## Stated task
Leave out the pictures, and retype only the lines from the beginning of the material through the line that contains "const activeItem = 'Ocupação", including both.
━━━ Data block ━━━
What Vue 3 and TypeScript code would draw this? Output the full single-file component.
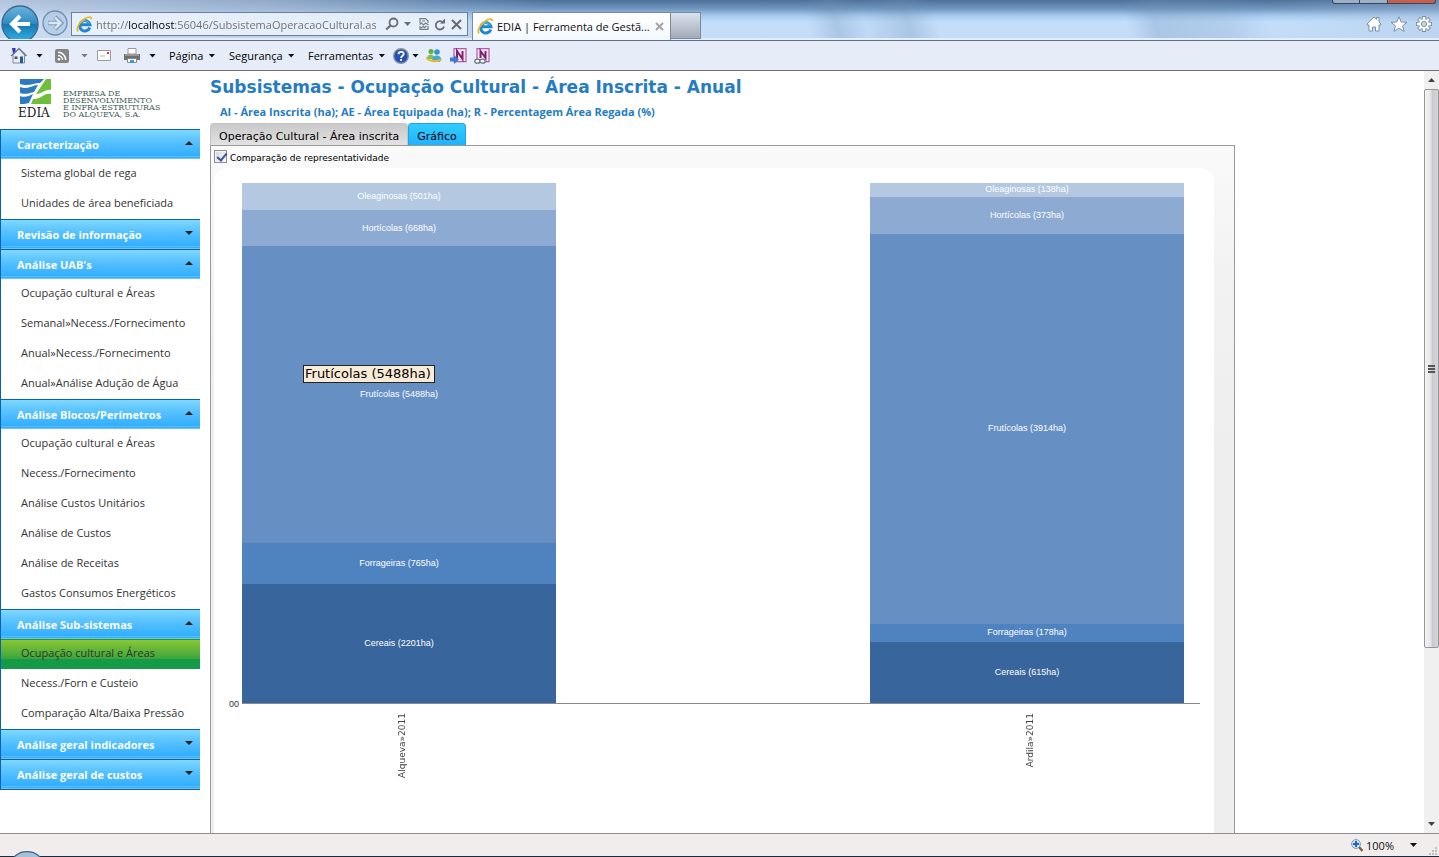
<script setup lang="ts">
import { ref } from 'vue'

interface Group { title: string; open: boolean; items: string[] }
interface Segment { name: string; area: number; tone: string }
interface Bar { label: string; segments: Segment[] }

const address = ref('http://localhost:56046/SubsistemaOperacaoCultural.aspx')
const compare = ref(true)
const activeGroup = 'Análise Sub-sistemas'
const activeItem = 'Ocupação cultural e Áreas'

const groups = ref<Group[]>([
  { title: 'Caracterização', open: true, items: ['Sistema global de rega', 'Unidades de área beneficiada'] },
  { title: 'Revisão de informação', open: false, items: [] },
  {
    title: "Análise UAB's",
    open: true,
    items: ['Ocupação cultural e Áreas', 'Semanal»Necess./Fornecimento', 'Anual»Necess./Fornecimento', 'Anual»Análise Adução de Água'],
  },
  {
    title: 'Análise Blocos/Perímetros',
    open: true,
    items: ['Ocupação cultural e Áreas', 'Necess./Fornecimento', 'Análise Custos Unitários', 'Análise de Custos', 'Análise de Receitas', 'Gastos Consumos Energéticos'],
  },
  { title: 'Análise Sub-sistemas', open: true, items: ['Ocupação cultural e Áreas', 'Necess./Forn e Custeio', 'Comparação Alta/Baixa Pressão'] },
  { title: 'Análise geral indicadores', open: false, items: [] },
  { title: 'Análise geral de custos', open: false, items: [] },
])

const crops = ['Oleaginosas', 'Hortícolas', 'Frutícolas', 'Forrageiras', 'Cereais']
const makeBar = (label: string, areas: number[]): Bar => ({
  label,
  segments: areas.map((area, i) => ({ name: crops[i], area, tone: 'tone' + i })),
})
const bars: Bar[] = [
  makeBar('Alqueva»2011', [501, 668, 5488, 765, 2201]),
  makeBar('Ardila»2011', [138, 373, 3914, 178, 615]),
]
</script>

<template>
  <div class="window">
    <header class="glass">
      <button class="back" aria-label="Retroceder">
        <svg width="38" height="38" viewBox="0 0 38 38">
          <defs>
            <linearGradient id="backFill" x1="0" y1="0" x2="0" y2="1">
              <stop offset="0" stop-color="#6fb4dc" />
              <stop offset=".48" stop-color="#2e8cc4" />
              <stop offset=".52" stop-color="#1579b5" />
              <stop offset="1" stop-color="#35b4e6" />
            </linearGradient>
          </defs>
          <circle cx="19" cy="19" r="18" fill="url(#backFill)" stroke="#3d6a90" stroke-width="1.4" />
          <path d="M29 19H11M19 11l-8 8 8 8" fill="none" stroke="#fff" stroke-width="4" />
        </svg>
      </button>
      <button class="forward" aria-label="Avançar">
        <svg width="26" height="26" viewBox="0 0 26 26">
          <circle cx="13" cy="13" r="12" fill="#b3cbe6" fill-opacity=".8" stroke="#6f8daf" stroke-width="1.3" />
          <path d="M6 13h12M13 7l6 6-6 6" fill="none" stroke="#7f9cbc" stroke-width="4.4" />
          <path d="M6.500 13h11M13 7.500l5.500 5.500-5.500 5.500" fill="none" stroke="#dce8f5" stroke-width="2.400" />
        </svg>
      </button>
      <div class="address">
        <svg class="ie" width="17" height="17" viewBox="0 0 17 17">
          <path d="M13.800 11.500A5.200 5.200 0 1 1 14 8.800H5" fill="none" stroke="#1f87cf" stroke-width="3" />
          <path d="M13 7.500A4.500 4.500 0 0 0 5 7" fill="none" stroke="#6cc4f2" stroke-width="1" />
          <path d="M2.200 15.500C-.5 13 3 6 9 2.500c3.500-2 6.500-2 6.500.8" fill="none" stroke="#f2b91d" stroke-width="1.700" />
        </svg>
        <input v-model="address" class="url" aria-label="Endereço" />
        <button class="ico" aria-label="Procurar">
          <svg width="14" height="14" viewBox="0 0 14 14"><circle cx="8.500" cy="5.500" r="4" fill="none" stroke="#6b6e73" stroke-width="1.800" /><path d="M5.500 8.500L1.200 12.500" stroke="#6b6e73" stroke-width="2.200" /></svg>
        </button>
        <button class="ico" aria-label="Opções de procura">
          <svg width="7" height="4" viewBox="0 0 7 4"><path d="M0 0h7L3.500 4z" fill="#6b6e73" /></svg>
        </button>
        <button class="ico compat" aria-label="Vista de compatibilidade">
          <svg width="10" height="12" viewBox="0 0 10 12"><path d="M1 5V.600h5.500L9 3v2M1 8v3.400h8V8M.5 6.500l2-1.500 2 2 2-2 3 2M2 10l2-1.500 1.500 1L7.500 8M3 3h3" fill="none" stroke="#7b7e83" stroke-width="1.200" /></svg>
        </button>
        <button class="ico" aria-label="Atualizar">
          <svg width="12" height="13" viewBox="0 0 12 13"><path d="M9.500 5A4.200 4.200 0 1 0 10 8.500" fill="none" stroke="#6b6e73" stroke-width="1.800" /><path d="M6 5.500h5V.5z" fill="#6b6e73" /></svg>
        </button>
        <button class="ico" aria-label="Parar">
          <svg width="11" height="11" viewBox="0 0 11 11"><path d="M1 1l9 9M10 1L1 10" stroke="#66696e" stroke-width="2" /></svg>
        </button>
      </div>
      <div class="tab">
        <svg class="ie" width="17" height="17" viewBox="0 0 17 17">
          <path d="M13.800 11.500A5.200 5.200 0 1 1 14 8.800H5" fill="none" stroke="#1f87cf" stroke-width="3" />
          <path d="M13 7.500A4.500 4.500 0 0 0 5 7" fill="none" stroke="#6cc4f2" stroke-width="1" />
          <path d="M2.200 15.500C-.5 13 3 6 9 2.500c3.500-2 6.500-2 6.500.8" fill="none" stroke="#f2b91d" stroke-width="1.700" />
        </svg>
        <span class="tabname">EDIA | Ferramenta de Gestã...</span>
        <button class="ico" aria-label="Fechar separador">
          <svg width="9" height="9" viewBox="0 0 9 9"><path d="M1 1l7 7M8 1L1 8" stroke="#a3a3a3" stroke-width="2" /></svg>
        </button>
      </div>
      <button class="newtab" aria-label="Novo separador"></button>
      <div class="tools">
        <button class="ico" aria-label="Home page">
          <svg width="16" height="16" viewBox="0 0 16 16"><path d="M1 8l7-7 2.500 2.500V1.500H13V6l2 2v1h-2v6H9.500v-4h-3v4H3V9H1z" fill="#fff" stroke="#7d8ea3" /></svg>
        </button>
        <button class="ico" aria-label="Favoritos">
          <svg width="18" height="16" viewBox="0 0 18 16"><path d="M9 .8l2.200 5.200 5.800.3-4.500 3.600 1.600 5.400L9 12.300l-5.100 3 1.600-5.400L1 6.300 6.800 6z" fill="#fff" stroke="#7d8ea3" /></svg>
        </button>
        <button class="ico" aria-label="Ferramentas do browser">
          <svg width="16" height="16" viewBox="0 0 16 16">
            <path d="M8 0v16M0 8h16M2.500 2.500l11 11M13.500 2.500l-11 11" stroke="#7d8ea3" stroke-width="4" />
            <circle cx="8" cy="8" r="5.300" fill="#fff" stroke="#7d8ea3" />
            <path d="M8 1v14M1 8h14M3.200 3.200l9.600 9.600M12.800 3.200l-9.600 9.600" stroke="#fff" stroke-width="2.400" />
            <circle cx="8" cy="8" r="2.600" fill="#c4daf2" stroke="#7d8ea3" />
          </svg>
        </button>
      </div>
      <div class="caption"><i></i><i></i><i class="close"></i></div>
    </header>

    <nav class="commands" aria-label="Barra de comandos">
      <button class="cmd wide" aria-label="Home page">
        <svg width="17" height="17" viewBox="0 0 17 17">
          <path d="M3 8l6-6 5.500 6v8H3z" fill="#e9edf2" stroke="#7a8898" />
          <path d="M1 9l8-7.500L16.500 9" fill="none" stroke="#70839a" stroke-width="1.600" />
          <path d="M2 1h3.500v3L3 6.500z" fill="#3333b8" />
          <path d="M4.500 9.500h3V12h-3z" fill="#4b5563" /><path d="M10 9.500h3V16h-3z" fill="#1f5f9e" />
        </svg>
        <i class="caret"></i>
      </button>
      <button class="cmd feed" aria-label="Feeds">
        <svg width="14" height="14" viewBox="0 0 14 14">
          <rect width="14" height="14" rx="2" fill="#858585" /><circle cx="4" cy="10.200" r="1.300" fill="#fff" />
          <path d="M3 6.500a4.500 4.500 0 0 1 4.500 4.500M3 3.300A7.700 7.700 0 0 1 10.700 11" fill="none" stroke="#fff" stroke-width="1.500" />
        </svg>
        <i class="caret dim"></i>
      </button>
      <button class="cmd" aria-label="Correio">
        <svg width="14" height="11" viewBox="0 0 14 11"><path d="M.5.5h13v10H.5z" fill="#fbfbfb" stroke="#9a9a9a" /><path d="M10 2h2v2h-2z" fill="#d8333b" /><path d="M3 6h5" stroke="#bbb" /></svg>
      </button>
      <button class="cmd wide" aria-label="Imprimir">
        <svg width="16" height="16" viewBox="0 0 16 16">
          <path d="M4 .5h8V6H4z" fill="#fff" stroke="#999" /><path d="M0 6h16v6H0z" fill="#6f6f6f" /><path d="M1 6h14v2H1z" fill="#999" />
          <path d="M3.500 10.500h9v4h-9z" fill="#fff" stroke="#888" /><path d="M6 12h4v3H6z" fill="#3e9bd8" />
        </svg>
        <i class="caret"></i>
      </button>
      <button class="cmd text">Página<i class="caret"></i></button>
      <button class="cmd text">Segurança<i class="caret"></i></button>
      <button class="cmd text">Ferramentas<i class="caret"></i></button>
      <button class="cmd help" aria-label="Ajuda">
        <svg width="16" height="16" viewBox="0 0 16 16">
          <circle cx="8" cy="8" r="7.300" fill="#2450b4" stroke="#8c929c" stroke-width="1.400" />
          <path d="M5.500 6.200C5.500 3 10.700 3 10.700 6c0 1.800-2.600 1.900-2.600 4M8.100 11v2" fill="none" stroke="#fff" stroke-width="1.800" />
        </svg>
        <i class="caret"></i>
      </button>
      <button class="cmd" aria-label="Messenger">
        <svg width="16" height="15" viewBox="0 0 16 15">
          <circle cx="5" cy="3.500" r="2.500" fill="#5fae43" /><circle cx="11" cy="4" r="2.800" fill="#3596c9" />
          <path d="M1 11c0-6 7-6 8 0z" fill="#7cc254" /><path d="M6 13c0-7 9-7 9.500-1l-2 2z" fill="#45a7d6" />
          <path d="M0 9c4 3.500 9 4 15 1.500v2C9 15.500 4 14 0 11z" fill="#e9b62c" />
        </svg>
      </button>
      <button class="cmd" aria-label="Enviar para o OneNote">
        <svg width="17" height="16" viewBox="0 0 17 16">
          <path d="M4 .7h12v13H4z" fill="#f8e9f6" stroke="#b35aa9" stroke-width="1.200" />
          <path d="M7 11V3l5.500 8V3" fill="none" stroke="#7d2272" stroke-width="2" />
          <path d="M0 9.500h4V7l5 4.500L4 16v-2.500H0z" fill="#3f79d0" />
        </svg>
      </button>
      <button class="cmd" aria-label="Notas ligadas do OneNote">
        <svg width="17" height="16" viewBox="0 0 17 16">
          <path d="M3 .7h12v13H3z" fill="#f8e9f6" stroke="#b35aa9" stroke-width="1.200" />
          <path d="M6.500 10V3l5 7V3" fill="none" stroke="#7d2272" stroke-width="2" />
          <ellipse cx="3.500" cy="13.200" rx="2.700" ry="2" fill="#fff" stroke="#5c6c80" stroke-width="1.200" />
          <ellipse cx="8.500" cy="13.200" rx="2.700" ry="2" fill="#fff" stroke="#5c6c80" stroke-width="1.200" />
        </svg>
      </button>
    </nav>

    <div class="page">
      <aside class="side">
        <svg class="logo" width="200" height="58" viewBox="0 0 200 58" role="img" aria-label="EDIA">
          <path d="M20 8h24l-4 4c-7 0-11 4-20 1z" fill="#2c7bc0" />
          <path d="M20 16c9 3 12-2 18-2l-4 7c-5 1-8 3-14 1z" fill="#2c7bc0" />
          <path d="M20 25c5 2 9 0 13-2l-4 9c-3 1-6 1-9 1z" fill="#2c7bc0" />
          <path d="M46 8h5v11c-6-1-8 4-15 4z" fill="#6fbf3c" />
          <path d="M51 23v10H31l2-5c9 0 11-7 18-5z" fill="#6fbf3c" />
          <text x="18" y="46" class="brand">EDIA</text>
          <text x="63" y="25" class="firm">EMPRESA DE</text>
          <text x="63" y="32" class="firm">DESENVOLVIMENTO</text>
          <text x="63" y="39" class="firm">E INFRA-ESTRUTURAS</text>
          <text x="63" y="46" class="firm">DO ALQUEVA, S.A.</text>
        </svg>
        <nav class="menu">
          <template v-for="group in groups" :key="group.title">
            <button class="group" :aria-expanded="group.open" @click="group.open = !group.open">
              {{ group.title }}<i class="tri" :class="{ up: group.open }"></i>
            </button>
            <template v-if="group.open">
              <a
                v-for="item in group.items"
                :key="item"
                href="#"
                class="item"
                :class="{ active: group.title === activeGroup && item === activeItem }"
              >{{ item }}</a>
            </template>
          </template>
        </nav>
      </aside>

      <main class="main">
        <h1>Subsistemas - Ocupação Cultural - Área Inscrita - Anual</h1>
        <p class="legend">AI - Área Inscrita (ha); AE - Área Equipada (ha); R - Percentagem Área Regada (%)</p>
        <div class="tabs" role="tablist">
          <button class="viewtab" role="tab">Operação Cultural - Área inscrita</button>
          <button class="viewtab on" role="tab" aria-selected="true">Gráfico</button>
        </div>
        <section class="panel">
          <label class="check"><input v-model="compare" type="checkbox" />Comparação de representatividade</label>
          <div class="chart">
            <span class="zero">00</span>
            <div class="plot">
              <div v-for="bar in bars" :key="bar.label" class="bar">
                <div v-for="s in bar.segments" :key="s.name" class="seg" :class="s.tone" :style="{ flexGrow: s.area }">
                  {{ s.name }} ({{ s.area }}ha)
                </div>
              </div>
              <div class="tip">Frutícolas (5488ha)</div>
            </div>
            <div class="ticks">
              <div v-for="bar in bars" :key="bar.label" class="tick"><span>{{ bar.label }}</span></div>
            </div>
          </div>
        </section>
      </main>

      <div class="scroll">
        <svg class="arrow" width="7" height="4" viewBox="0 0 7 4"><path d="M0 4h7L3.500 0z" fill="#444" /></svg>
        <div class="rail"><div class="thumb"><i></i><i></i><i></i></div></div>
        <svg class="arrow" width="7" height="4" viewBox="0 0 7 4"><path d="M0 0h7L3.500 4z" fill="#444" /></svg>
      </div>
    </div>

    <footer class="status">
      <svg class="orb" width="30" height="6" viewBox="0 0 30 6"><ellipse cx="15" cy="12" rx="15" ry="11.400" fill="#a9bfd2" stroke="#33658c" stroke-width="1.200" /></svg>
      <button class="zoom">
        <svg width="12" height="13" viewBox="0 0 12 13">
          <path d="M8 8l3.500 4" stroke="#8f5a32" stroke-width="2.400" /><circle cx="5" cy="5" r="4.400" fill="#d5e8fa" stroke="#7d93ad" />
          <path d="M5 2v6M2 5h6" stroke="#1468c8" stroke-width="2" />
        </svg>
        <span>100%</span><i class="caret"></i>
      </button>
      <svg class="grip" width="9" height="9" viewBox="0 0 9 9"><path d="M6 0h2v2H6zM3 3h2v2H3zM6 3h2v2H6zM0 6h2v2H0zM3 6h2v2H3zM6 6h2v2H6z" fill="#bdbdc2" /></svg>
    </footer>
  </div>
</template>

<style>
html, body { margin: 0; background: #fff; }
</style>

<style scoped>
* { box-sizing: border-box; }
button { border: 0; padding: 0; margin: 0; background: none; font: inherit; color: inherit; cursor: pointer; }
svg { display: block; flex: none; }
.window {
  display: flex; flex-direction: column; height: 100vh; overflow: hidden;
  font-family: "Open Sans", "Noto Sans", sans-serif; font-size: 11px; color: #222;
}

.glass {
  position: relative; flex: none; display: flex; align-items: flex-start; height: 41px; padding: 5px 7px 0 1px;
  border-bottom: 1px solid #5f6f86;
  background:
    linear-gradient(#fff0 38px, #e4eefb 38px),
    linear-gradient(90deg, rgba(205, 218, 238, .8), rgba(185, 203, 228, .6) 20%, rgba(160, 190, 222, .2) 33%, rgba(190, 210, 235, 0) 38%),
    linear-gradient(75deg, #fff0 56%, rgba(110, 145, 185, .3) 58%, rgba(110, 145, 185, .05) 60%, rgba(110, 145, 185, .3) 63%, #fff0 65%, #fff0 78%, rgba(110, 145, 185, .3) 80%, rgba(110, 145, 185, .2) 85%, #fff0 88%, rgba(170, 190, 215, .3)),
    linear-gradient(#4c7099, #7298c0 9px, #a9cbee 16px, #c2defb 22px, #c5dcf7 38px);
}
.back { height: 34px; overflow: hidden; }
.forward { margin: 5px 3px 0 3px; }
.address {
  display: flex; align-items: center; width: 397px; height: 24px; margin-top: 7px; padding: 0 5px 0 4px;
  border: 1px solid #6e7f96; background: rgba(240, 246, 253, .8);
}
.url {
  flex: 1; min-width: 0; margin: 0 4px 0 3px; padding: 0; border: 0; outline: 0; font: inherit; color: transparent;
  background: linear-gradient(90deg, #6d6d6d 33px, #000 33px, #000 79px, #6d6d6d 79px) text;
}
.ico { flex: none; }
.address .ico { margin-left: 5px; }
.address .compat { margin-left: 8px; }
.tab {
  display: flex; align-items: center; width: 199px; height: 28px; margin: 7px 0 0 4px; padding: 0 6px 0 4px;
  border: 1px solid #7b8a9e; border-bottom: 0; background: linear-gradient(#fff, #f4f8fd);
}
.tabname { flex: 1; margin-left: 3px; color: #111; white-space: nowrap; }
.newtab { width: 30px; height: 27px; margin-top: 7px; border: 1px solid #7b8a9e; border-left: 0; background: linear-gradient(#d9e3ee, #a3abb7); }
.tools { display: flex; gap: 8px; margin: 11px 0 0 auto; }
.caption { position: absolute; right: 3px; top: 0; display: flex; }
.caption i { width: 28px; height: 4px; border: 1px solid #34475f; border-top: 0; background: #9cb0c8; border-radius: 0 0 0 3px; }
.caption i + i { border-left: 0; border-radius: 0; }
.caption .close { width: 48px; background: #c75f4c; border-radius: 0 0 3px 0; }

.commands {
  flex: none; display: grid; grid-template-columns: 45px 42px 27px 45px 60px 79px 85px 33px 24px 24px 24px;
  align-items: center; height: 30px; padding-left: 10px; border-bottom: 1px solid #6e6e73; background: #e6edf9; color: #000;
}
.cmd { display: flex; align-items: center; gap: 3px; white-space: nowrap; }
.wide { gap: 9px; }
.feed { gap: 12px; }
.text { gap: 5px; }
.caret { flex: none; width: 7px; height: 4px; background: #111; clip-path: polygon(0 0, 100% 0, 50% 100%); }
.dim { background: #777; }

.page { flex: 1; min-height: 0; display: flex; overflow: hidden; }
.side { flex: none; width: 200px; }
.brand { font: 12px "DejaVu Serif", serif; fill: #222; }
.firm { font: 8px "DejaVu Serif", serif; fill: #3d5a55; }
.menu { border-left: 1px solid #0a62a9; border-bottom: 1px solid #0a62a9; }
.group {
  display: flex; align-items: center; justify-content: space-between; width: 100%; height: 30px; padding: 0 7px 1px 16px;
  border-top: 1px solid #0a62a9; font-weight: bold; color: #fff;
  background: linear-gradient(#7fd8ff, #5cc4ff 35%, #33aeff 88%, #66ccff 89%, #2fa8fb 96%, #a5d4f5);
}
.tri { width: 8px; height: 4px; margin-bottom: 2px; background: #222; clip-path: polygon(0 0, 100% 0, 50% 100%); }
.up { clip-path: polygon(50% 0, 100% 100%, 0 100%); }
.item { display: block; height: 30px; padding-left: 20px; line-height: 28px; color: #333; text-decoration: none; white-space: nowrap; background: #fff; }
.active { background: linear-gradient(#1c9a3a 1px, #8ac733 1px, #3ba53d 20px, #159a47 20px); }

.main { flex: 1; min-width: 0; display: flex; flex-direction: column; padding: 0 189px 0 10px; font-family: "DejaVu Sans", sans-serif; }
h1 { margin: 5px 0 0; font-size: 17px; line-height: 22px; color: #267cc2; white-space: nowrap; }
.legend { margin: 7px 0 0 10px; font: bold 11px/14px "Open Sans", sans-serif; color: #267cc2; white-space: nowrap; }
.tabs { flex: none; display: flex; height: 22px; margin-top: 4px; }
.viewtab { padding: 3px 8px 0; border: 1px solid #c4c4c4; border-bottom: 0; border-radius: 4px 4px 0 0; font-size: 11px; color: #000; background: linear-gradient(#c9c9c9, #e2e2e2); white-space: nowrap; }
.on { border-color: #1aa3f0; background: linear-gradient(#33ccff, #1fb2ff); }
.panel { flex: 1 0 auto; padding: 2px 20px 0 3px; border: 1px solid #999; border-bottom: 0; background: linear-gradient(#fafafa, #f2f2f2 130px, #eee 300px); }
.check { display: flex; align-items: center; height: 20px; font-size: 9px; color: #000; }
.check input {
  appearance: none; flex: none; width: 13px; height: 13px; margin: 0 3px 4px 0; border: 1px solid #8e8f8f;
  background: linear-gradient(135deg, #cfd6e0, #fff); outline: 1px solid #f4f4f4; outline-offset: -2px;
}
.check input:checked::before { content: ""; display: block; width: 4px; height: 8px; margin: 0 0 0 4px; border: solid #3f5596; border-width: 0 2px 2px 0; transform: rotate(40deg); }
.chart { position: relative; min-height: 700px; padding: 15px 14px 0 28px; border-radius: 14px 14px 0 0; background: #fff; }
.plot, .ticks { display: grid; grid-template-columns: repeat(3, 1fr); padding-right: 16px; }
.plot { position: relative; height: 521px; border-bottom: 1px solid #8a8a8a; }
.bar { display: flex; flex-direction: column; min-width: 0; }
.bar:nth-child(2), .tick:nth-child(2) { grid-column: 3; }
.seg { display: flex; flex: 1 1 0; min-height: 0; align-items: center; justify-content: center; font: 9px/11px "Liberation Sans", sans-serif; color: #fff; }
.tone0 { background: #b4c8e1; }
.tone1 { background: #8dabd2; }
.tone2 { background: #668fc3; }
.tone3 { background: #4f83bf; }
.tone4 { background: #38659b; }
.tip { position: absolute; left: 61px; top: 182px; padding: 0 3px 0 1px; border: 1px solid #222; background: #faebd7; font-size: 13px; line-height: 16px; color: #000; white-space: nowrap; }
.zero { position: absolute; left: 15px; top: 530px; font: 9px/12px "Liberation Sans", sans-serif; color: #333; }
.ticks { padding-top: 9px; }
.tick { display: flex; align-items: flex-start; justify-content: center; padding-left: 6px; }
.tick span { writing-mode: vertical-rl; transform: rotate(180deg); font-size: 9px; line-height: 12px; color: #444; }

.scroll { flex: none; display: flex; flex-direction: column; align-items: center; width: 15px; padding: 7px 0; background: #f0f0f0; }
.rail { flex: 1; width: 100%; padding: 7px 0; }
.thumb {
  display: flex; flex-direction: column; align-items: center; justify-content: center; gap: 1px; height: 77%;
  border: 1px solid #969696; border-radius: 2px; background: linear-gradient(90deg, #f5f5f5, #e4e4e6 45%, #c9c9ce 55%, #d6d6da);
}
.thumb i { width: 7px; height: 2px; background: #555; }

.status { position: relative; flex: none; display: flex; align-items: center; justify-content: flex-end; gap: 12px; height: 24px; padding-right: 1px; border-top: 1px solid #8f8d90; border-bottom: 1px solid #1b2b3c; background: #f1edec; }
.orb { position: absolute; left: 12px; bottom: -1px; }
.zoom { display: flex; align-items: center; gap: 3px; color: #111; }
.zoom .caret { margin-left: 13px; }
.grip { align-self: flex-end; }
</style>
━━━
## Problem solution
What Vue 3 and TypeScript code would draw this? Output the full single-file component.
<script setup lang="ts">
import { ref } from 'vue'

interface Group { title: string; open: boolean; items: string[] }
interface Segment { name: string; area: number; tone: string }
interface Bar { label: string; segments: Segment[] }

const address = ref('http://localhost:56046/SubsistemaOperacaoCultural.aspx')
const compare = ref(true)
const activeGroup = 'Análise Sub-sistemas'
const activeItem = 'Ocupação cultural e Áreas'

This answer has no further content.